After viewing the exhibit I spied a flyer for a free concert about an hour hence in the Bruno Walter Auditorium (down the hall) featuring “The Gotham Jazzmen”. (Some names: Ed Bonoff on drums, James Lincoln Collier on trombone, Lee Lorenz — known as much for his art editing of The New Yorker as for his delightful cornet playing, Dick Miller on piano, and several others.) I wandered in with a few minutes to spare, found an aisle seat down front, and men on piano, cornet, trombone, and drums to start, soon augmented by bass and guitar, swung and whispered their way through jazz standards.
- Just You, Just Me
- If I Had You
- Did I Remember (and here I got to the church of happy/sad memories, as I often do while listening to jazz, recalling mom and dad and how much jazz was a part of our lives as children, with spare instrumental melodic treatments of standards like this one)
- Easter Parade (with righteous New Orleans volleying rhythms; the pianist strikes exquisite tingles stomping stride riffs)

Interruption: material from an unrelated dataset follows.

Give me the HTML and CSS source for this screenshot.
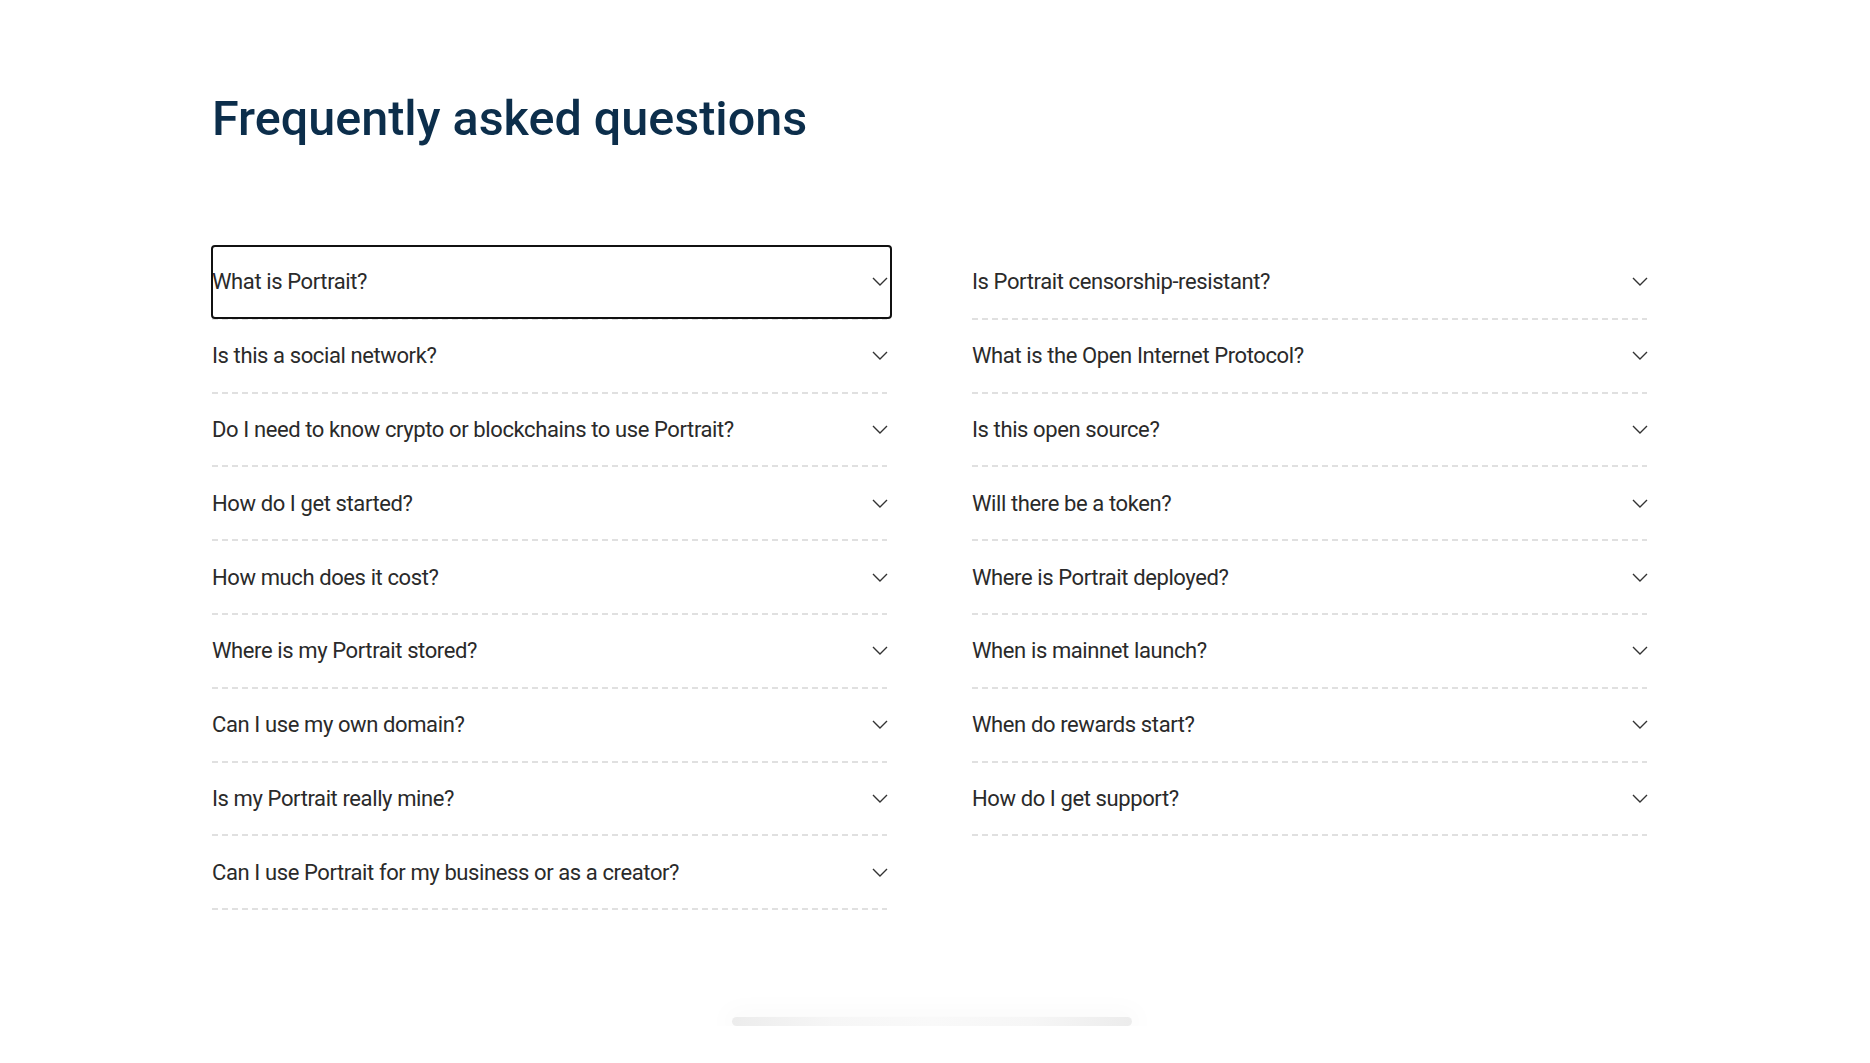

- “A Blues for John Bunch”, 88-year-old jazz man who died the week before [New York Times obit: http://www.nytimes.com/2010/04/02/arts/music/02bunch.html].
- Mean To Me
- “Some Other Time / So Happy To Be Me”
- Lady Be Good
- Black and Blue
- Sweethearts on Parade
- Everybody Loves My Baby
The audience featured a heavy helping of alert retirees and some tourists but mostly locals who knew of this treasure of a free treat, was conversational and respectful. During some tunes there was low chatter audible as if we were in a brightly lit club, adding to the atmosphere. I found it a bit charming to be honest.
And all of this, as just a fragment of this several day visit, underscores to me yet again .. and again .. and again .. how much I love New York and jazz and how much we have to commit ourselves to preserving our history. Personal, professional, cultural, institutional.